Air travel costs coming down to earth


The cost of flying, particularly at the front of the plane, is getting cheaper in part down to the easing of revenge leisure travel, international capacity making a return, and airlines turning their focus to meeting the shifting demand of its customers.

The FCM Consulting’s latest Global Quarterly Trend Report showed that on average globally, ticket prices in economy were 11 per cent above the same month in 2019 prior to the pandemic.
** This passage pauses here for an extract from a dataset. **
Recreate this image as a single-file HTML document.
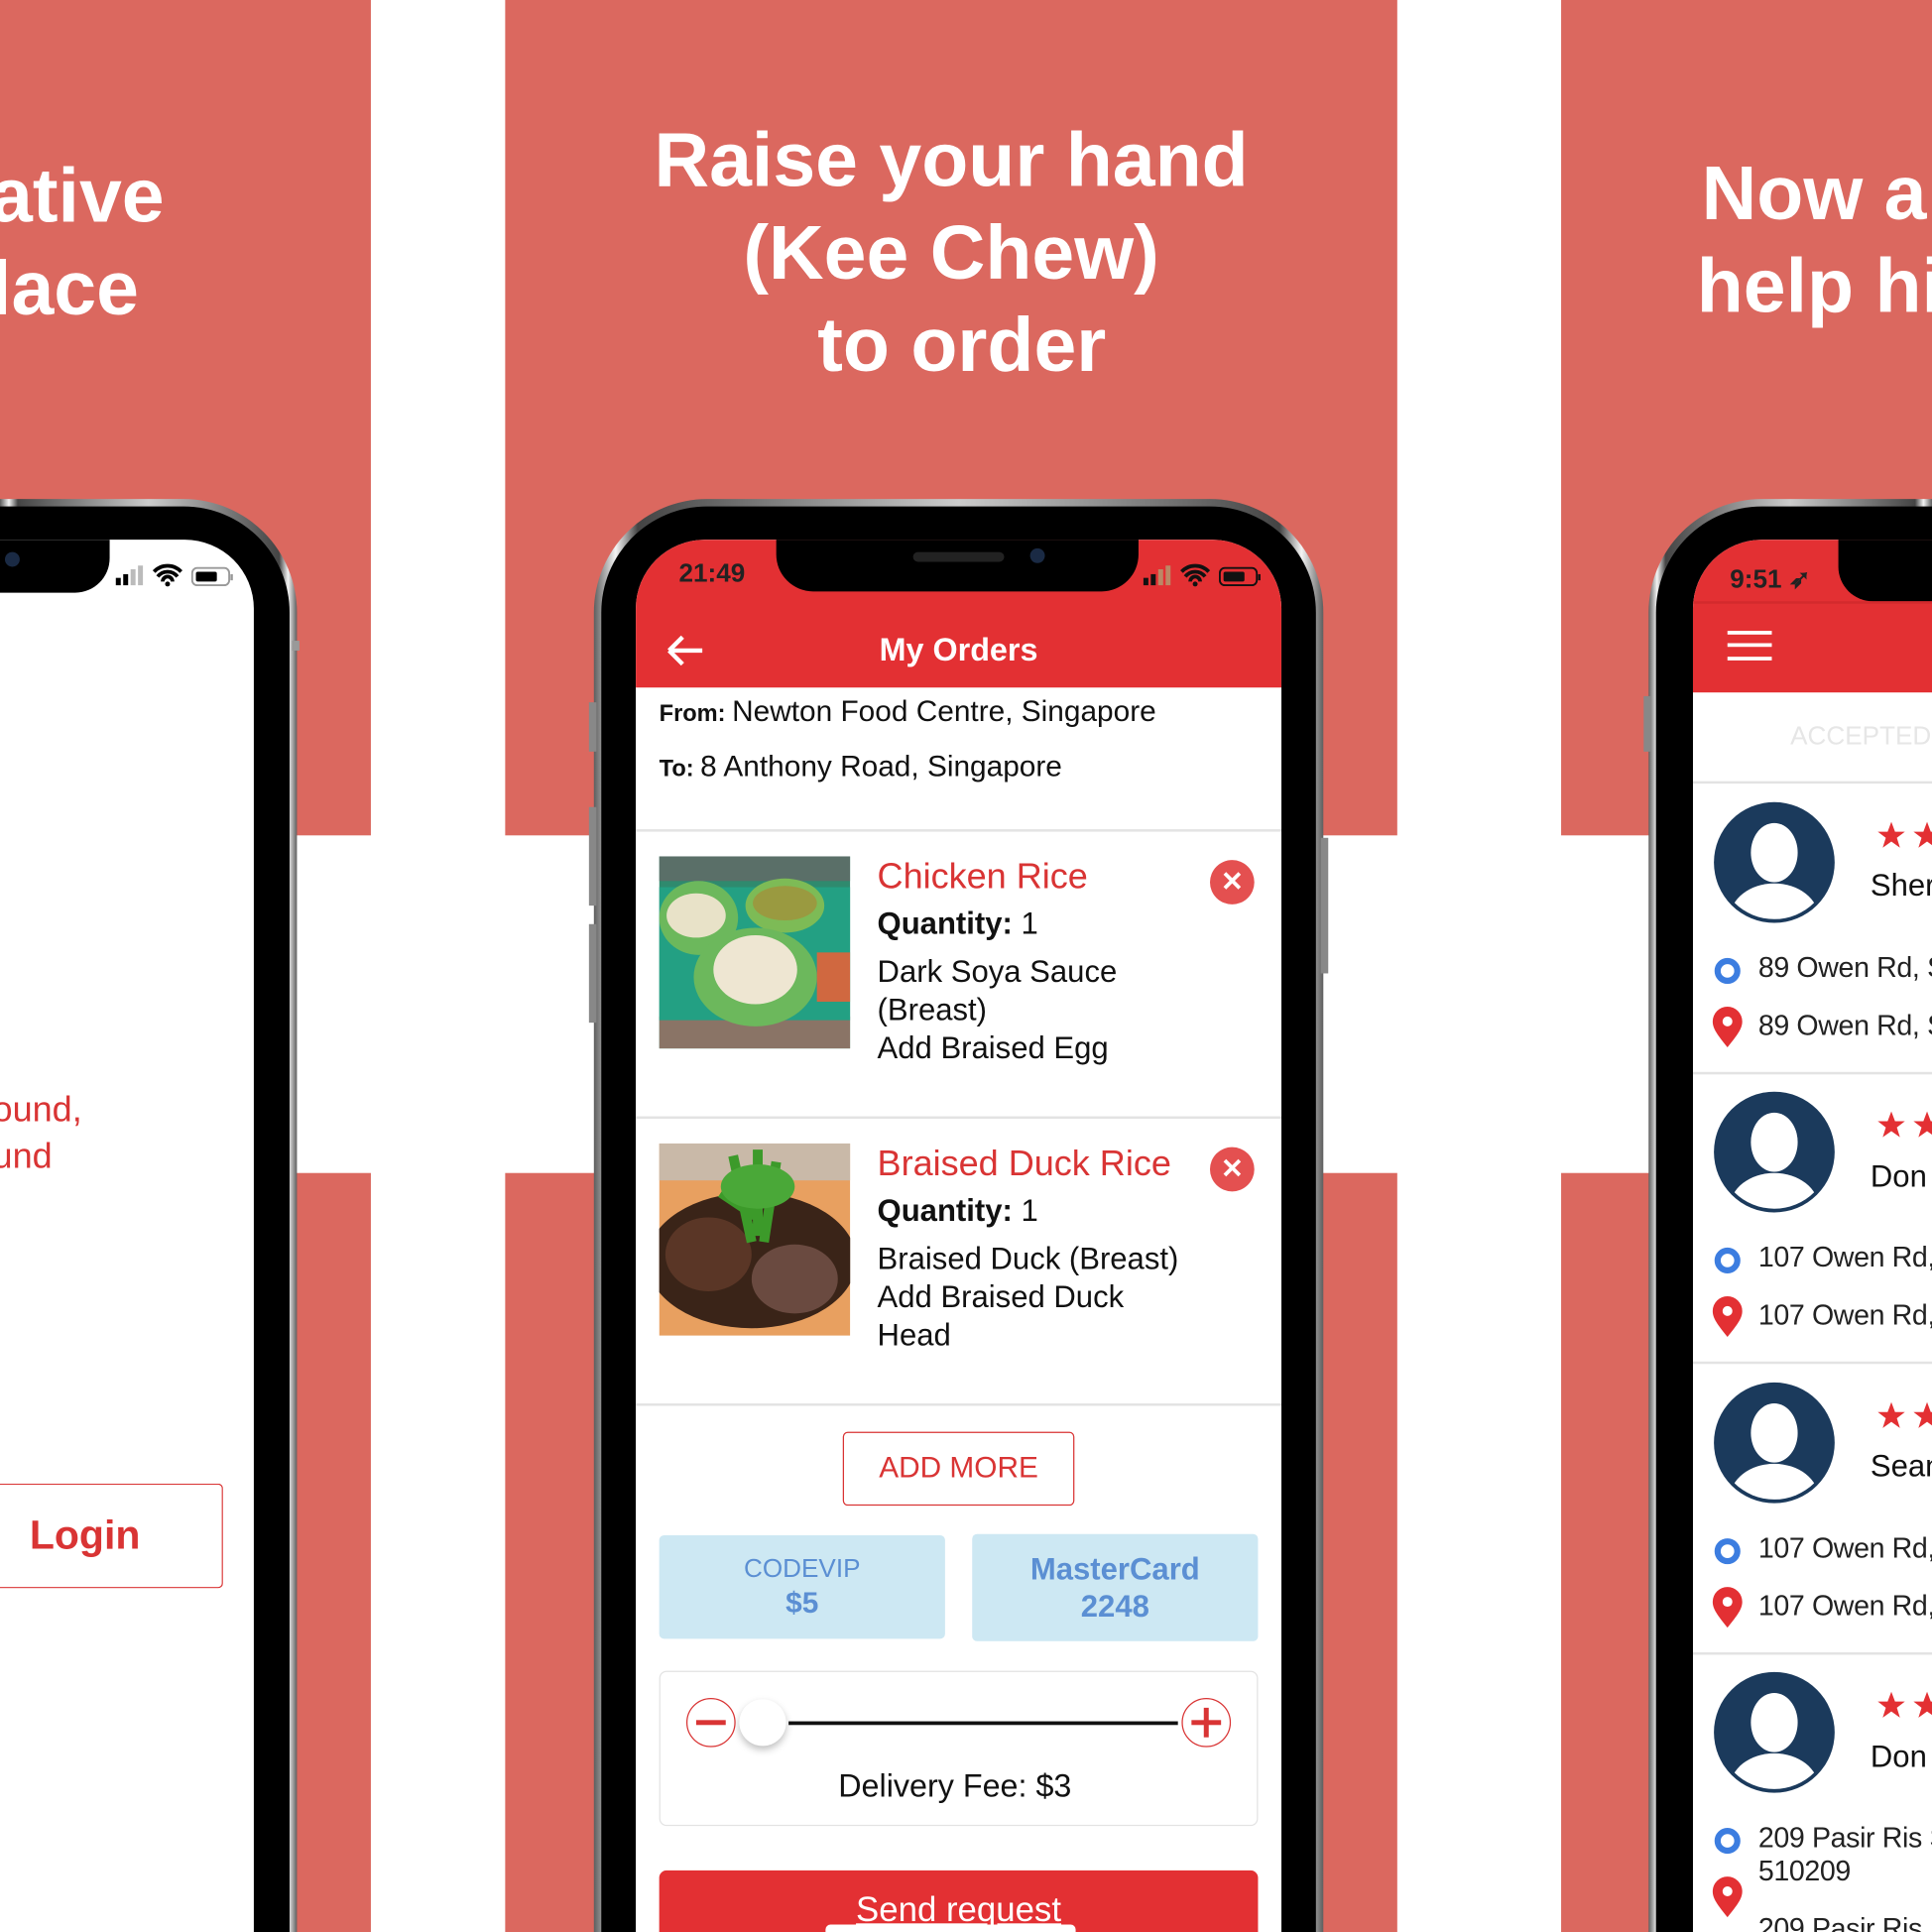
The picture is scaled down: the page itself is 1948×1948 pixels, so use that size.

But encouragingly, flight costs in the same class had dropped 16 per cent when compared to January 2021.

Felicity Burke, APAC director of FCM Consulting, said that pricing for travel remained strong as demand incrementally grows in 2024.

“Global inflation is estimated to be at 5.9 per cent in 2024, unemployment rates are trending lower, and consumer confidence is returning once again,” she said.

“Generally, the global economy has been resilient against increases in interest rates, and with the economic outlook being somewhat positive for the remaining year, corporate budgets are increasing with confidence and enabling steady business travel trends.

“Pricing will remain strong in most locations as demand grows throughout the year, but it needs to be kept in mind that several geopolitical conflicts will continue to bring a level of uncertainty to the global economy.”

The report highlighted that stable booking volumes in the first quarter of 2024 meant that corporate travel demand remained steady and the broader travel industry could now rely on consistent volumes.

“Travellers continue to tightly manage budgets for the remainder of the year with early bookings and more days away,” Burke said.

“The average advanced booking days have increased to 23.3 and the average days away have also lifted to 4.4 – unsurprising, given the continued business ‘bleisure’ trend.

“Monthly seats offered from May to December 2024 have been forecasted to an average of 3.6 per cent above 2019 monthly averages, with 2024 scheduling continuing to signal supply confidence across five of the seven global regions.

“The forecast for seats offered across top corporate global airlines in 2024 is set to be six per cent above 2019, with the number of flights offered down one per cent – top corporate airlines globally show that low-cost carriers (LCC) are also performing well.

“Interestingly, LCCs will represent 31 per cent of global seats offered in 2024. That is a one per cent increase versus 2019, with 28 per cent of all flights offered also being on an LCC carrier, again a rise of one per cent.”